November 23, 2009

Training Wild Seahorse to Eat Frozen Shrimp

After many hours/days of research, we where almost convinced that wild seahorses will not eat frozen. Fortunately we have disproved this theory. All of our wild caught seahorses eat frozen without hesitation including all the dwarfs.

The first thing you need to understand about seahorses is they are not very smart. They will actually starve to death if the right type of food is not around. Even if there is plenty of other food all around them. The next thing to understand is what makes them eat. As with most other fish, there is a trigger that will cause them to feed. In some fish it’s sight, smell, shape, vibrations or movements. The trigger for seahorses seems to be mostly with sight and vibrations. Seahorse are born looking for a certain size, shape and movement in their food choices. If they do not see this type of food, in their tiny minds there is no food, even if they can smell it.

So how did we train wild caught seahorses to eat frozen?

It took a couple of months and lots of observation. When we decided to keep seahorse, we caught ghost shrimp and bought brine (3 times a week). They always ate live shrimp. We would throw in some frozen mysid shrimp or other assortment of frozen food to feed the other critters in the tank.

We would feed the tank in the morning and evening. We have plenty of scavenges (ghost, peppermint, cleaner shrimp, flounders, crabs and snails) in the tank to clean up any left overs. We start of with the frozen, then add the brine a few minutes after the frozen was gone. We noticed the seahorses become a lot more active when we added the frozen mysid to the tank. They would drift along totally focused on the the mysid. Since the shrimp where dead they did not wiggle around and the seahorse would not eat it. So each day we started to wait a little longer before we added the brine. And each day they started following the mysid more and more.

About a month had passed and Bonnie finally took the first bite. She followed the floating mysid shrimp about half across the tank. Then she snapped and blew out a little puff of smoke through her gills. I guess she liked it because she ate a few more pieces, then lost interest. The next day we skipped the brine feeding and only feed the thank frozen. Bonnie snapped up a few pieces of mysid and waited. Clyde and Lois snapped up a couple of pieces too. After going all day with only a few pieces of mysid, the evening feeding was a very welcomed sight. Bonnie charged out snapping up mysid, one after another, she just kept on snapping. Clyde and Lois joined in but they did not did do as well. It appears they where having a hard time understanding they can just eat the food that is in front of them. They wanted to hunt down each piece. So they would follow a single mysid shrimp around the tank then finally snap it up. Meanwhile Lucy was the hold out. After a few more days she got the hang of eating frozen, but still is a bit slow. Lucy likes to stare at the bottom of the tank, meanwhile the shrimp float just of her head. Bonnie, Buffy and Snowflake are the champs at eating frozen. They can snap up five or six in row, after eating they look like they just walked out of an all you can eat buffet.

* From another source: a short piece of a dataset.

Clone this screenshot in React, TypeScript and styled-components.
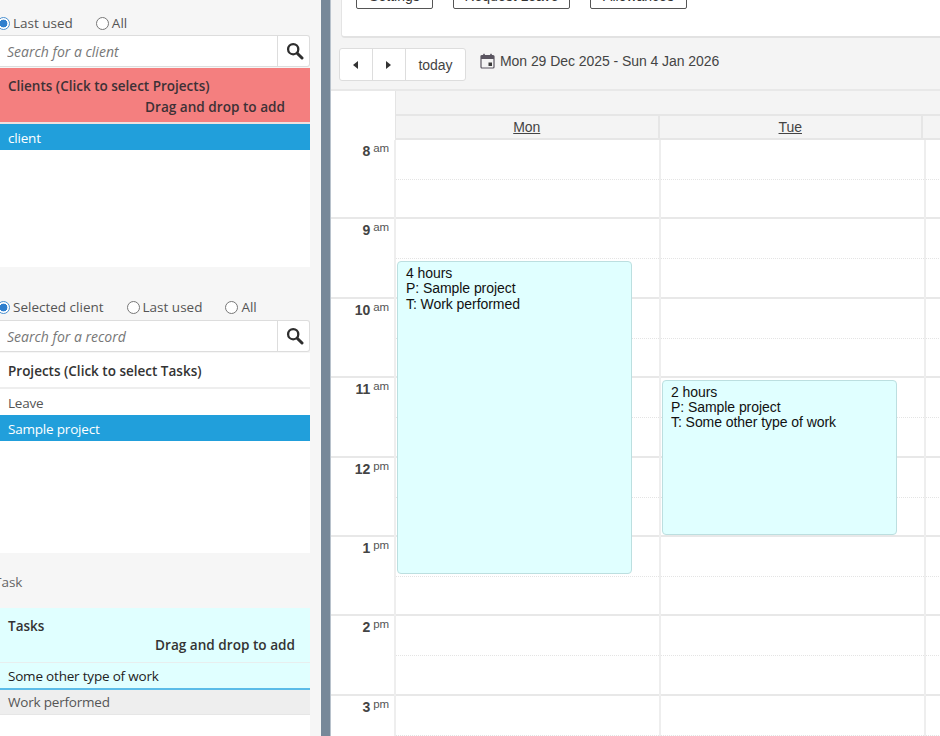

The seahorses still have a hard time eating the mysid shrimp if it is laying on the bottom not moving. They want to see the shrimp at least drifting along and they still follow. While we can not feed them from a small bowl, they readily eat frozen (as long as it moves). None the less this save us lots of time and efforts with managing live food. Not to mention it is much healthier for the seahorse to eat fortified food.